Written exercise - Please report every line from the material that contains the word "React".

Recorded information -
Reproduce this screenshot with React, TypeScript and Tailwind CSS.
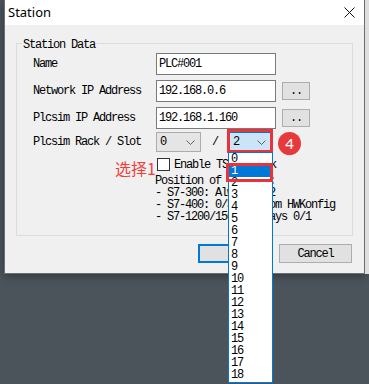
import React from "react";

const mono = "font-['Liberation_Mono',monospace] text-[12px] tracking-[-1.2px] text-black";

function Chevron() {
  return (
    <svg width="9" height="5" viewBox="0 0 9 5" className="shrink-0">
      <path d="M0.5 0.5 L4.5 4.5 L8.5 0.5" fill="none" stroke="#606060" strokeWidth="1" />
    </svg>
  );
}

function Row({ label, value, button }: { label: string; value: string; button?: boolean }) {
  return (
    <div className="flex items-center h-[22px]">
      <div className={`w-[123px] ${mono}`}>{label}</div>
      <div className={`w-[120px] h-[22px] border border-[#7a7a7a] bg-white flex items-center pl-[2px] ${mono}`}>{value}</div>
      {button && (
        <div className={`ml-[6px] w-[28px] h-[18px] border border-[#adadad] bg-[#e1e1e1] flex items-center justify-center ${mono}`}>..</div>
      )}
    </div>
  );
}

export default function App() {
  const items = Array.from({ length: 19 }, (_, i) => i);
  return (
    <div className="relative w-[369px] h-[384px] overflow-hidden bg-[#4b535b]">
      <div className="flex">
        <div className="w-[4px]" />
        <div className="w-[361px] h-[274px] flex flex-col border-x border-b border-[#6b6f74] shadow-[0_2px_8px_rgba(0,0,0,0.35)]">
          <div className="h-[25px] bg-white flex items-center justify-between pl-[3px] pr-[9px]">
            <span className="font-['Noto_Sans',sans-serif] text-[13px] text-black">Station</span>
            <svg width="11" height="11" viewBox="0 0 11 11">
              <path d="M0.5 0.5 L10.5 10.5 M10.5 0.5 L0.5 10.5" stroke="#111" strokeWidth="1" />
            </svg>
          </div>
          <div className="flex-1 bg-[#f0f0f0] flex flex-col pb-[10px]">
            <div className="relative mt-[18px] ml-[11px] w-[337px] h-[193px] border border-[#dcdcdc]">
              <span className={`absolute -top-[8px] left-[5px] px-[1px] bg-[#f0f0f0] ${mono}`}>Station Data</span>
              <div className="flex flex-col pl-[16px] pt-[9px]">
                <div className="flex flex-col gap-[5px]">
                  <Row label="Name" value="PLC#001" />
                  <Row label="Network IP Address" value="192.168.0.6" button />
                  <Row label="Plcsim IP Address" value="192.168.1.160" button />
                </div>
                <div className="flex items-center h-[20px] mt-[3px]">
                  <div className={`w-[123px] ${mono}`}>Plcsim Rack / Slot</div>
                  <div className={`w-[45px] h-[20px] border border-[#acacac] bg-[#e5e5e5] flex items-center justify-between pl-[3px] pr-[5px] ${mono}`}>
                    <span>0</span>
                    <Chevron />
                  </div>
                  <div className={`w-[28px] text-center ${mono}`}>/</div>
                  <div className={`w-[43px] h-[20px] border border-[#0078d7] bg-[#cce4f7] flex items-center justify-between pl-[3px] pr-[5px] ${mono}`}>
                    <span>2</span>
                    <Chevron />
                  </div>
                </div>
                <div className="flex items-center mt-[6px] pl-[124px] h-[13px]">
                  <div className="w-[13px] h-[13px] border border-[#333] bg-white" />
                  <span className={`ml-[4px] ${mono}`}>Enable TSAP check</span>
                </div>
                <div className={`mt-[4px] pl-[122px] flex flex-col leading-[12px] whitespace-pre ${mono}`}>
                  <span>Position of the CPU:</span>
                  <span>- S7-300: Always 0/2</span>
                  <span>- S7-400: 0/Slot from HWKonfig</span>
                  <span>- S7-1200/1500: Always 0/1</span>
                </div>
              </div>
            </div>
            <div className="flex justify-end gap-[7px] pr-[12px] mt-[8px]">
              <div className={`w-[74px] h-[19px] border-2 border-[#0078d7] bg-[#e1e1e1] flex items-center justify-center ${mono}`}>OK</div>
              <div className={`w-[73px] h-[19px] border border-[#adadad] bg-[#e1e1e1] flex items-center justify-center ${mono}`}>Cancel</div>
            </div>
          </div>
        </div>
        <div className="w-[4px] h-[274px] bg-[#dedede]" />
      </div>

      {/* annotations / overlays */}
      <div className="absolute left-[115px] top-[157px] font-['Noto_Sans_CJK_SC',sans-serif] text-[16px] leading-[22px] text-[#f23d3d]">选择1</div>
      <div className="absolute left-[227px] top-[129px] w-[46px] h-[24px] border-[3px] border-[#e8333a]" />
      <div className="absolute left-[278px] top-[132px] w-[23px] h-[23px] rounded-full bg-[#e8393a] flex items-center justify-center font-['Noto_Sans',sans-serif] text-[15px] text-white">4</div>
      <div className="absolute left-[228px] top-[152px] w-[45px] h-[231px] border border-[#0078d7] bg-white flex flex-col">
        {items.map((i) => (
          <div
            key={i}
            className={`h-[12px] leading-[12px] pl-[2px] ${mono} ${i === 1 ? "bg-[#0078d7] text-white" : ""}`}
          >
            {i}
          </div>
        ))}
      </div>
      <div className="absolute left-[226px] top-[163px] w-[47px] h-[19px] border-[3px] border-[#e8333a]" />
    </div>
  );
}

Complete response -
Reproduce this screenshot with React, TypeScript and Tailwind CSS.
import React from "react";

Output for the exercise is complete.